Bridging the gap between European Modernism and Abstract Expressionism Robert De Niro, Sr. (1922-1993) deftly blended abstraction and representation, cleverly referencing European masters from Delacroix to Matisse. Characterized by his use of line, gesture, and movement, De Niro’s work is grounded in the act of painting and drawing. With his profound understanding of art history, De Niro maintained the tradition of representational painting, eschewing the tide of abstraction, championed by many of his contemporaries, remaining faithful to his own uncompromising vision.
In the late 1930s and early 1940s, De Niro studied with both Hans Hofmann in New York and Provincetown and then with Josef Albers at the reknowned Black Mountain College in Asheville, North Carolina. As well, during this time, De Niro worked for Hilla Rebay’s legendary Museum of Non-Objective Art, the foundation of Solomon Guggenheim's Museum. In 1945, he was included in a group show at Peggy Guggenheim’s Art of This Century in New York and the following spring, had his first solo exhibition with the gallery. Beginning in 1950, De Niro had a series of exhibitions at the Charles Egan Gallery in New York, which also showed the work of Willem de Kooning, Franz Kline, Philip Guston, and exhibited works in the Whitney Museum Annuals, Stable Gallery Annuals, and the Jewish Museum’s celebrated 1957 show, Artists of the New York School: Second Generation.
By this time, De Niro had arrived at his distinctive mode of painting, which he continued to explore and develop for the next forty years. His works from these decades are expressionistic, radical stylizations that feature his signature post-Fauve palette with freely brushed areas of color defined by strong outlines. Through his bold, reductive arrangements of shapes and colors, he created rich visual experiences that resonate in his vital art.
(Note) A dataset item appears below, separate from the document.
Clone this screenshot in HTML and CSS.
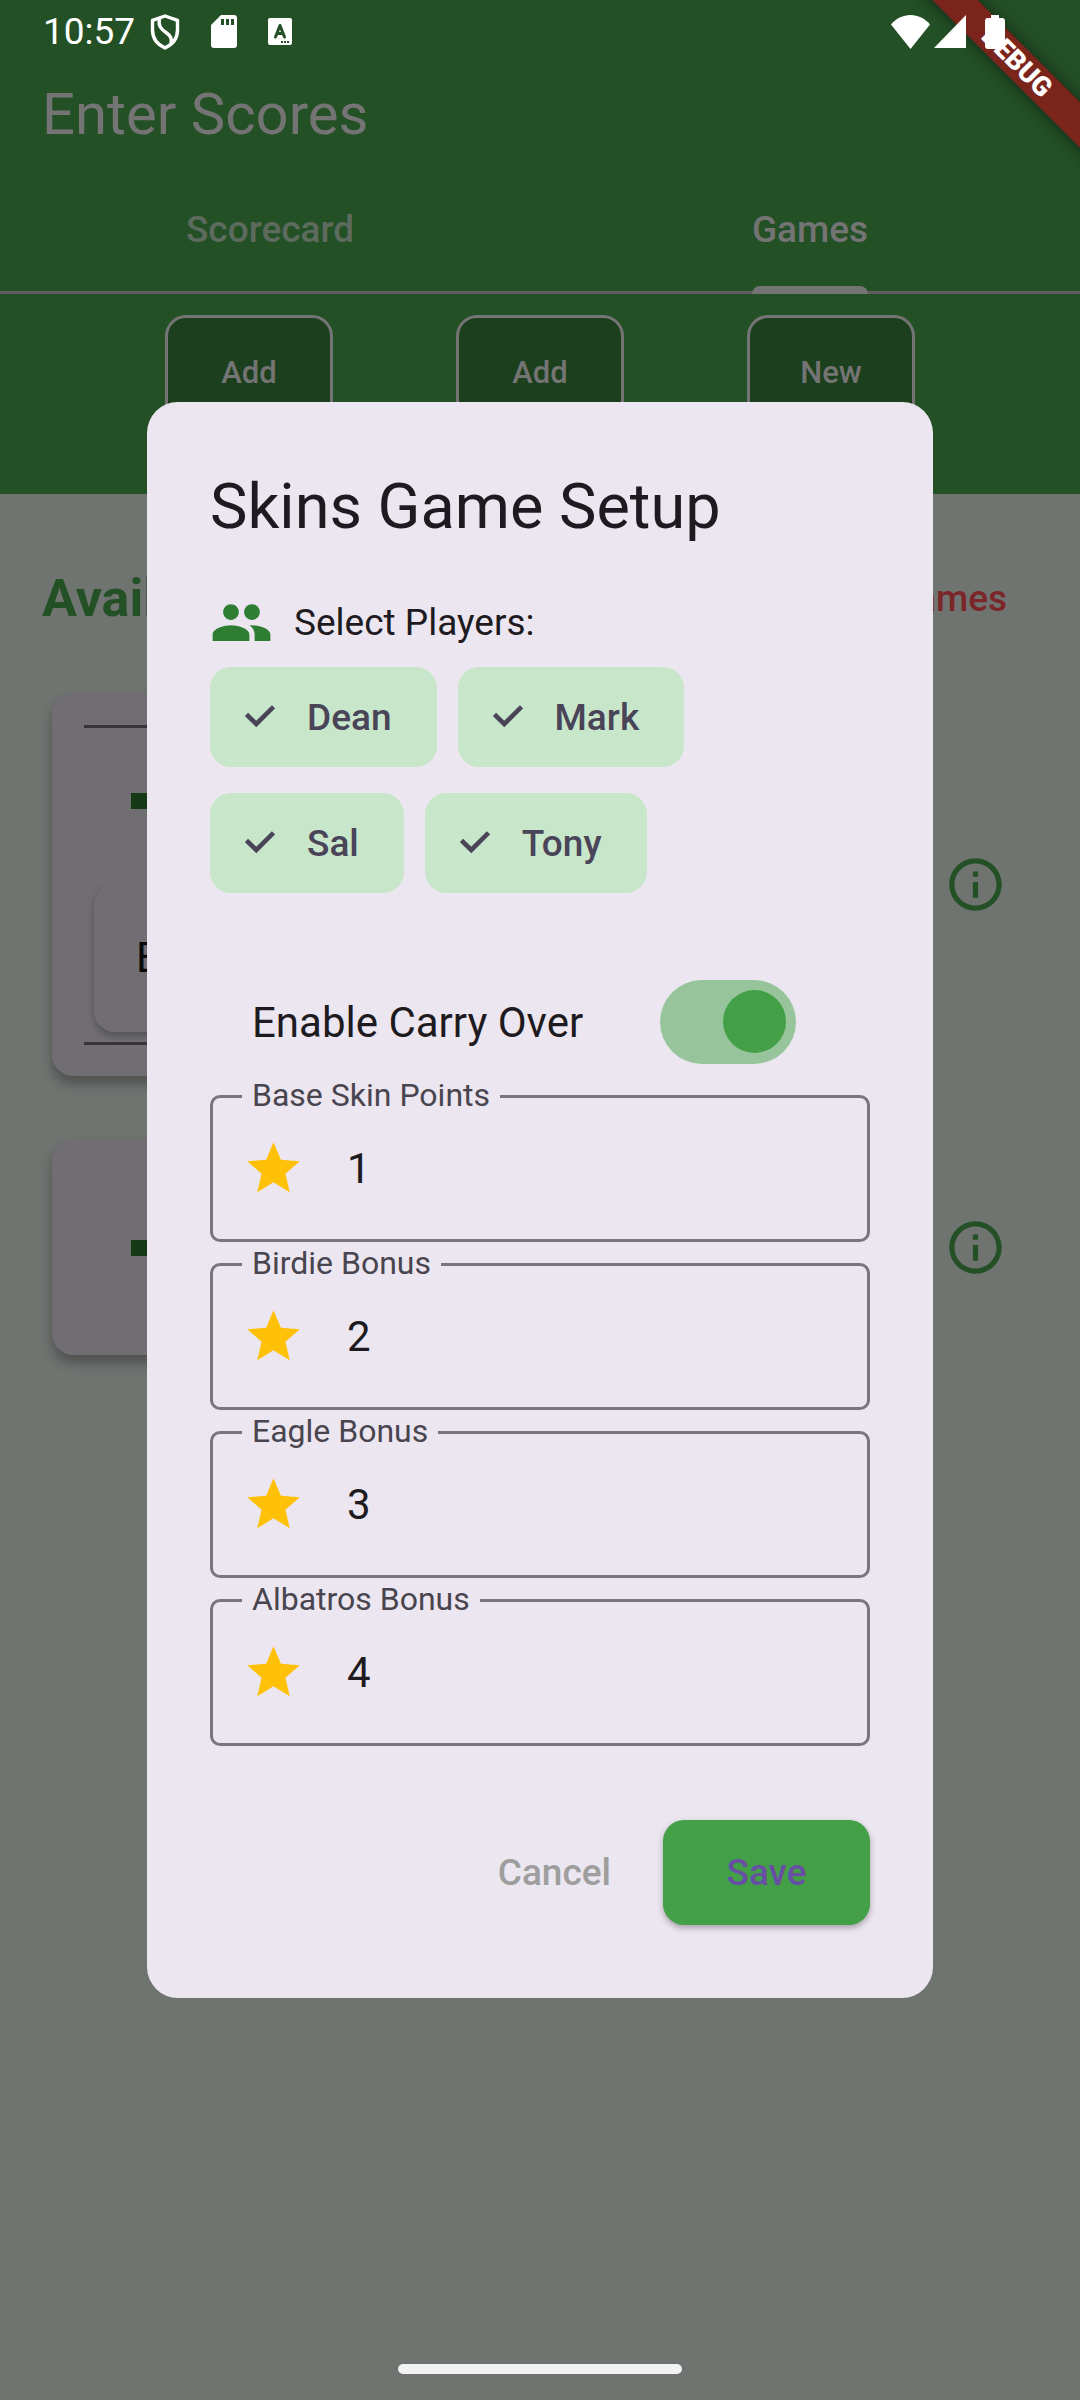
FILE: index.html
```html
<!DOCTYPE html>
<html lang="en">
<head>
<meta charset="utf-8">
<meta name="viewport" content="width=device-width, initial-scale=1">
<title>Enter Scores</title>
<link rel="stylesheet" href="styles.css">
</head>
<body>
<svg class="defs" aria-hidden="true">
  <symbol id="star" viewBox="0 0 24 24"><path d="M12 17.27 18.18 21l-1.64-7.03L22 9.24l-7.19-.61L12 2 9.19 8.63 2 9.24l5.46 4.73L5.82 21z"/></symbol>
  <symbol id="check" viewBox="0 0 30 24"><path d="M1.500 9.500 11.300 19 28.500 1.800" fill="none" stroke="currentColor" stroke-width="4.600"/></symbol>
  <symbol id="info" viewBox="0 0 24 24"><path d="M11 7h2v2h-2zm0 4h2v6h-2zm1-9C6.480 2 2 6.480 2 12s4.480 10 10 10 10-4.480 10-10S17.520 2 12 2zm0 18c-4.410 0-8-3.590-8-8s3.590-8 8-8 8 3.590 8 8-3.590 8-8 8z"/></symbol>
</svg>

<div class="status-bar">
  <span class="status-time">10:57</span>
  <span class="status-icons">
    <svg width="30" height="36" viewBox="0 0 30 36" fill="none" stroke="#fff" stroke-width="3.400" stroke-linejoin="round"><path d="M15 2 2.500 6.300V16c0 8 5 14.500 12.500 18 7.500-3.500 12.500-10 12.500-18V6.300z"/><path d="M9.500 4.500C8 12 11 15 16 18.500c5 3.500 6 6 5 11"/></svg>
    <svg width="26" height="33" viewBox="0 0 26 33"><path fill="#fff" fill-rule="evenodd" d="M10 0h13a3 3 0 0 1 3 3v27a3 3 0 0 1-3 3H3a3 3 0 0 1-3-3V10zm0 4v6h3V4zm5 0v6h3V4zm5 0v6h3V4z"/></svg>
    <svg width="24" height="27" viewBox="0 0 24 27"><rect width="24" height="27" rx="2" fill="#fff"/><path d="M7.500 19 12 7.500 16.500 19M9 15.500h6" fill="none" stroke="#245026" stroke-width="3" stroke-linecap="round" stroke-linejoin="round"/><path fill="#245026" d="M13 23h2v2h-2zm3 0h2v2h-2zm3 0h2v2h-2z"/></svg>
  </span>
  <span class="status-signal">
    <svg width="39" height="34" viewBox="0 0 39 34"><path fill="#fff" d="M19.500 34 0 9.500C5 3.500 12 0 19.500 0S34 3.500 39 9.500z"/></svg>
    <svg width="32" height="33" viewBox="0 0 32 33"><path fill="#fff" d="M32 0v33H0z"/></svg>
    <svg class="battery" width="20" height="34" viewBox="0 0 20 34"><path fill="#fff" d="M6 0h8v3h3a3 3 0 0 1 3 3v25a3 3 0 0 1-3 3H3a3 3 0 0 1-3-3V6a3 3 0 0 1 3-3h3z"/></svg>
  </span>
</div>
<div class="debug-corner"><div class="debug-ribbon">DEBUG</div></div>

<header class="app-bar">
  <h1 class="app-title">Enter Scores</h1>
  <nav class="tabs">
    <a class="tab" href="#scorecard"><span class="tab-label">Scorecard</span></a>
    <a class="tab tab-active" href="#games" aria-current="page"><span class="tab-label">Games</span></a>
  </nav>
  <div class="actions">
    <button class="action" type="button">Add</button>
    <button class="action" type="button">Add</button>
    <button class="action" type="button">New</button>
  </div>
</header>

<main class="content">
  <div class="heading-row">
    <h2 class="heading">Available</h2>
    <button class="games-link" type="button">Games</button>
  </div>
  <section class="game">
    <div class="card">
      <div class="panel">
        <div class="panel-head"><svg class="dash" viewBox="0 0 42 16"><rect width="42" height="16"/></svg></div>
        <div class="entry">E</div>
      </div>
    </div>
    <button class="info" type="button" aria-label="Game info"><svg class="icon"><use href="#info"/></svg></button>
  </section>
  <section class="game">
    <div class="card card-short"><svg class="dash" viewBox="0 0 42 16"><rect width="42" height="16"/></svg></div>
    <button class="info" type="button" aria-label="Game info"><svg class="icon"><use href="#info"/></svg></button>
  </section>
</main>

<div class="overlay">
  <form class="dialog" role="dialog" aria-labelledby="dialog-title">
    <h2 class="dialog-title" id="dialog-title">Skins Game Setup</h2>
    <div class="select-row">
      <svg class="icon icon-people" viewBox="0 0 24 24"><path d="M16 11c1.660 0 2.990-1.340 2.990-3S17.660 5 16 5s-3 1.340-3 3 1.340 3 3 3zm-8 0c1.660 0 2.990-1.340 2.990-3S9.660 5 8 5 5 6.340 5 8s1.340 3 3 3zm0 2c-2.330 0-7 1.170-7 3.500V19h14v-2.500c0-2.330-4.670-3.500-7-3.500zm8 0c-.290 0-.620.020-.970.050 1.160.840 1.970 1.970 1.970 3.450V19h6v-2.500c0-2.330-4.670-3.500-7-3.500z"/></svg>
      <span>Select Players:</span>
    </div>
    <div class="chips">
      <label class="chip"><input class="chip-input" type="checkbox" checked><svg class="chip-check"><use href="#check"/></svg>Dean</label>
      <label class="chip"><input class="chip-input" type="checkbox" checked><svg class="chip-check"><use href="#check"/></svg>Mark</label>
      <label class="chip"><input class="chip-input" type="checkbox" checked><svg class="chip-check"><use href="#check"/></svg>Sal</label>
      <label class="chip"><input class="chip-input" type="checkbox" checked><svg class="chip-check"><use href="#check"/></svg>Tony</label>
    </div>
    <div class="carry">
      <label for="carry">Enable Carry Over</label>
      <input class="switch" id="carry" type="checkbox" role="switch" checked>
    </div>
    <div class="fields">
      <div class="field">
        <label class="field-label" for="base">Base Skin Points</label>
        <svg class="icon icon-star"><use href="#star"/></svg>
        <input class="field-input" id="base" type="text" inputmode="numeric" value="1">
      </div>
      <div class="field">
        <label class="field-label" for="birdie">Birdie Bonus</label>
        <svg class="icon icon-star"><use href="#star"/></svg>
        <input class="field-input" id="birdie" type="text" inputmode="numeric" value="2">
      </div>
      <div class="field">
        <label class="field-label" for="eagle">Eagle Bonus</label>
        <svg class="icon icon-star"><use href="#star"/></svg>
        <input class="field-input" id="eagle" type="text" inputmode="numeric" value="3">
      </div>
      <div class="field">
        <label class="field-label" for="albatros">Albatros Bonus</label>
        <svg class="icon icon-star"><use href="#star"/></svg>
        <input class="field-input" id="albatros" type="text" inputmode="numeric" value="4">
      </div>
    </div>
    <div class="dialog-actions">
      <button class="cancel" type="button">Cancel</button>
      <button class="save" type="submit">Save</button>
    </div>
  </form>
</div>
<div class="home-pill"></div>
</body>
</html>
```
FILE: styles.css
```css
* { box-sizing: border-box; }

body {
  margin: 0;
  min-height: 100vh;
  background: #707471;
  color: #1d1b20;
  font-family: Roboto, "Noto Sans", sans-serif;
  font-size: 37px;
}

button {
  border: 0;
  padding: 0;
  background: none;
  font: inherit;
  font-weight: 500;
}

h1, h2 { margin: 0; font-weight: 400; }
svg { flex: none; display: block; }

.defs { position: absolute; width: 0; height: 0; }
.icon { width: 63px; height: 63px; fill: currentColor; }

/* System bars */
.status-bar {
  position: relative;
  z-index: 3;
  display: flex;
  align-items: center;
  height: 63px;
  padding: 0 75px 0 43px;
  color: #fff;
}
.status-time { width: 107px; }
.status-icons { display: flex; align-items: center; gap: 31px; }
.status-signal { display: flex; gap: 4px; margin-left: auto; }
.battery { margin-left: 15px; }

.debug-corner {
  position: absolute;
  z-index: 2;
  top: 0;
  right: 0;
  width: 180px;
  height: 180px;
  overflow: hidden;
}
.debug-ribbon {
  position: absolute;
  top: 46px;
  right: -87px;
  width: 300px;
  background: #7b241c;
  box-shadow: 0 0 18px rgba(0, 0, 0, .5);
  color: #fff;
  font-size: 27px;
  font-weight: 900;
  line-height: 32px;
  text-align: center;
  transform: rotate(45deg);
}

.home-pill {
  position: fixed;
  z-index: 5;
  bottom: 26px;
  left: 50%;
  width: 284px;
  height: 10px;
  border-radius: 5px;
  background: #f3f3f3;
  transform: translateX(-50%);
}

/* App bar */
.app-bar {
  margin-top: -63px;
  padding: 63px 0 21px;
  background: #245026;
  color: #747474;
}
.app-title { padding: 0 42px; font-size: 58px; line-height: 102px; }
.tabs {
  display: grid;
  grid-template-columns: 1fr 1fr;
  height: 129px;
  box-shadow: inset 0 -3px #5f5d61;
}
.tab {
  display: flex;
  justify-content: center;
  color: #5d6b5e;
  font-weight: 500;
  text-decoration: none;
}
.tab-active { color: #747474; }
.tab-label { display: flex; align-items: center; position: relative; }
.tab-active .tab-label::after {
  content: "";
  position: absolute;
  right: 0;
  bottom: 0;
  left: 0;
  height: 8px;
  border-radius: 8px 8px 0 0;
  background: #747474;
}
.actions { display: flex; justify-content: center; gap: 123px; padding-top: 21px; }
.action {
  display: flex;
  justify-content: center;
  width: 168px;
  height: 158px;
  padding-top: 36px;
  border: 3px solid #747474;
  border-radius: 21px;
  background: #1c401d;
  color: #747474;
  font-size: 31px;
}

/* Games list */
.content { padding: 42px 73px 0 42px; }
.heading-row {
  display: flex;
  align-items: center;
  justify-content: space-between;
  height: 125px;
  margin-bottom: 32px;
}
.heading { color: #245026; font-size: 52px; font-weight: 700; }
.games-link { color: #7b2628; }
.game {
  display: flex;
  align-items: center;
  gap: 42px;
  margin: 0 0 63px 10px;
}
.card {
  flex: 1;
  padding: 32px 32px 31px;
  border-radius: 21px;
  background: #706e73;
  box-shadow: 0 8px 12px rgba(0, 0, 0, .3);
}
.card-short { display: flex; align-items: center; height: 216px; padding-left: 79px; }
.panel { padding-bottom: 10px; border: solid #38353a; border-width: 3px 0; }
.panel-head { display: flex; align-items: center; height: 146px; padding-left: 47px; }
.dash { width: 42px; height: 16px; fill: #163a16; }
.entry {
  margin: 10px 10px 0;
  padding: 0 42px;
  border-radius: 21px;
  box-shadow: 0 4px 7px rgba(0, 0, 0, .25);
  color: #0b0b0b;
  font-size: 42px;
  line-height: 148px;
}
.info { color: #245026; }

/* Dialog */
.overlay {
  position: fixed;
  z-index: 4;
  inset: 0;
  display: flex;
  align-items: center;
  padding: 0 147px;
}
.dialog {
  flex: 1;
  min-width: 0;
  padding: 63px 63px 73px;
  border-radius: 31px;
  background: #ece6f0;
}
.dialog-title { margin-bottom: 42px; font-size: 63px; line-height: 84px; }
.select-row { display: flex; align-items: center; gap: 21px; }
.icon-people { color: #2e7d32; }

.chips { display: flex; flex-wrap: wrap; gap: 26px 21px; margin: 13px 0 87px; }
.chip {
  position: relative;
  display: flex;
  align-items: center;
  gap: 32px;
  height: 100px;
  padding: 0 45px 0 35px;
  border-radius: 21px;
  background: #c8e6c9;
  color: #4a4458;
  font-weight: 500;
}
.chip-input {
  position: absolute;
  inset: 0;
  margin: 0;
  appearance: none;
}
.chip-check { width: 30px; height: 24px; }

.carry {
  display: flex;
  align-items: center;
  justify-content: space-between;
  margin-bottom: 31px;
  padding: 0 74px 0 42px;
  font-size: 42px;
}
.switch {
  width: 136px;
  height: 84px;
  margin: 0;
  padding: 10px;
  border-radius: 42px;
  background: #97c49a;
  appearance: none;
}
.switch::before {
  content: "";
  display: block;
  width: 63px;
  height: 63px;
  border-radius: 50%;
  background: #43a047;
}
.switch:checked::before { margin-left: auto; }

.fields { display: grid; grid-template-columns: minmax(0, 1fr); gap: 21px; }
.field {
  position: relative;
  display: flex;
  align-items: center;
  gap: 42px;
  height: 147px;
  padding: 0 29px;
  border: 3px solid #79747e;
  border-radius: 10px;
}
.field-label {
  position: absolute;
  top: -21px;
  left: 29px;
  padding: 0 10px;
  background: #ece6f0;
  color: #49454f;
  font-size: 32px;
  line-height: 36px;
}
.icon-star { color: #ffc107; }
.field-input {
  flex: 1;
  min-width: 0;
  padding: 0;
  border: 0;
  outline: 0;
  background: none;
  color: #1d1b20;
  font: inherit;
  font-size: 42px;
}

.dialog-actions { display: flex; justify-content: flex-end; gap: 52px; margin-top: 74px; }
.cancel { color: #9e9e9e; }
.save {
  width: 207px;
  height: 105px;
  border-radius: 21px;
  background: #43a047;
  box-shadow: 0 3px 6px rgba(0, 0, 0, .3);
  color: #6750a4;
}
```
Robert De Niro, Sr.'s work is in the collections of numerous institutions including the Metropolitan Museum of Art, NY, Brooklyn Museum, NY, Smithsonian American Art Museum, Washington, DC, Hirshhorn Museum and Sculpture Garden, Washington, DC, Corcoran Gallery of Art, Washington, DC and Whitney Museum of American Art, New York. In 2009, a retrospective of his work was presented at the Musée Matisse in Nice, France.